De enige voorhanden manier om omgekochte volksvertegenwoordigers aan te pakken is de parlementaire klachtprocedure. Een „draconische maatregel”, naar het oordeel van staatsrechtgeleerde Wim Voermans. Verdachten genieten binnen deze procedure minder rechten dan binnen het gewone strafrecht. Een Kamermeerderheid beslist tot onderzoek naar mogelijke ambtsdelicten door een Kamerlid of bewindspersoon, waarbij het leveren van tegenbewijs voor de verdachte niet is toegestaan. Wat het kabinet betreft, zo valt in de Kamerbrief van vrijdag te lezen, kan ook de procureur-generaal van de Hoge Raad zonder tussenkomst van de Tweede Kamer tot dit opsporingsonderzoek beslissen. Of de huidige procedure daar ruimte voor laat, is onderwerp van discussie. Het kabinet is van mening dat nu al niets in de weg staat van de hoogste adviseur bij de Hoge Raad om op eigen initiatief een mogelijk ambtsdelict te onderzoeken.
Eerlijk proces
De voorgestelde grondwetswijziging, waarbij de parlementaire klachtprocedure dus zal worden afgeschaft, kan jaren duren. De Eerste en Tweede Kamer moeten zich er twee keer over stemmen, en bij de tweede lezing moet er een tweederde meerderheid zijn. Tussen deze eerste en tweede lezing moeten ook Tweede Kamerverkiezingen zitten. In de tussentijd wil het kabinet mogelijkheden binnen het gewone strafrecht verbeteren.

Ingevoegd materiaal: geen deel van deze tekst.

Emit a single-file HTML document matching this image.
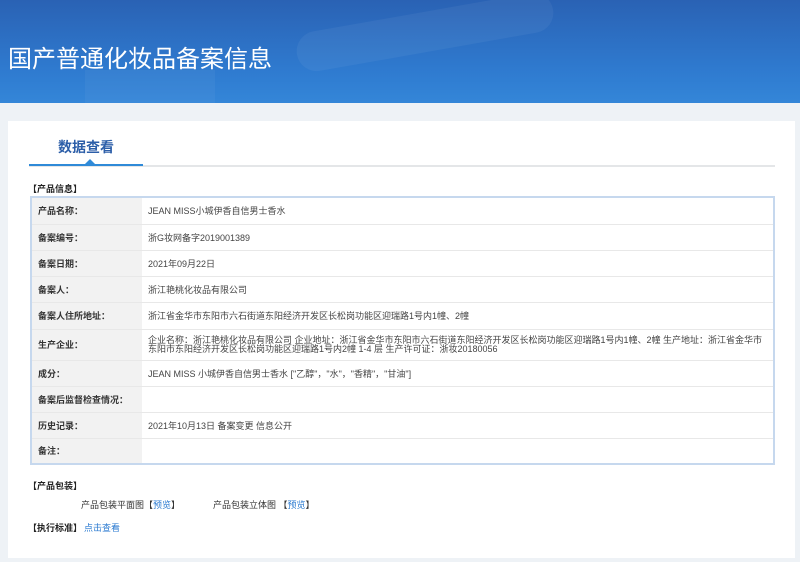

De Hoge Raad is op dit moment de eerste en enige plek van berechting van een ambtsdelict door een Kamerlid of bewindspersoon. Dit druist in tegen het principe van een eerlijk proces. Zolang de Grondwet niet is aangepast, stelt het kabinet voor om dit rechtsstatelijke tekort op te lossen door het aantal leden van de Hoge Raad dat over ambtsdelicten (zoals corruptie en fraude) moet oordelen terug te brengen van tien naar zeven. Ook zal de berechting van medeverdachten die geen Kamerlid of bewindspersoon zijn via het normale strafrecht plaatsvinden. Het is niet nodig om hiervoor de wet te wijzigen, vindt het kabinet.
Onthullingen van de Tsjechische inlichtingendienst eind vorige maand van een Russische beïnvloedingsoperatie zijn directe aanleiding van het oppakken van de eerder gedane aanbevelingen. Politici uit verschillende Europese landen zouden volgens de Tsjechische autoriteiten geld hebben ontvangen om Russische propaganda over Oekraïne te verkondigen. Ook Nederlanders zouden zich hebben laten omkopen. De Tsjechische autoriteiten hebben alleen geen namen van Nederlandse personen of organisaties met de AIVD gedeeld, schreven de Jonge en demissionair minister Kajsa Ollongren (Defensie, D66) begin deze maand in een Kamerbrief.
Lees ook
Baudet is grote afwezige in ongemakkelijk Kamerdebat over Russische inmenging
Tijdens het daaropvolgende debat over deze kwestie bleef onduidelijk wat het kabinet en de AIVD precies weten. De namen van Baudet en FVD-Europarlementariër Marcel de Graaff klinken sinds de bekendmaking van de Russische beïnvloedingsoperatie in het geruchtencircuit. De Jonge weigert openbaarmaking van informatie, omdat dit het werk van inlichtingendiensten zou bemoeilijken. Tweede Kamerleden bleven ontevreden achter. „Zonder helderheid blijft er mist hangen en dat is schadelijk voor het vertrouwen in de politiek”, vatte PVV-leider Geert Wilders samen.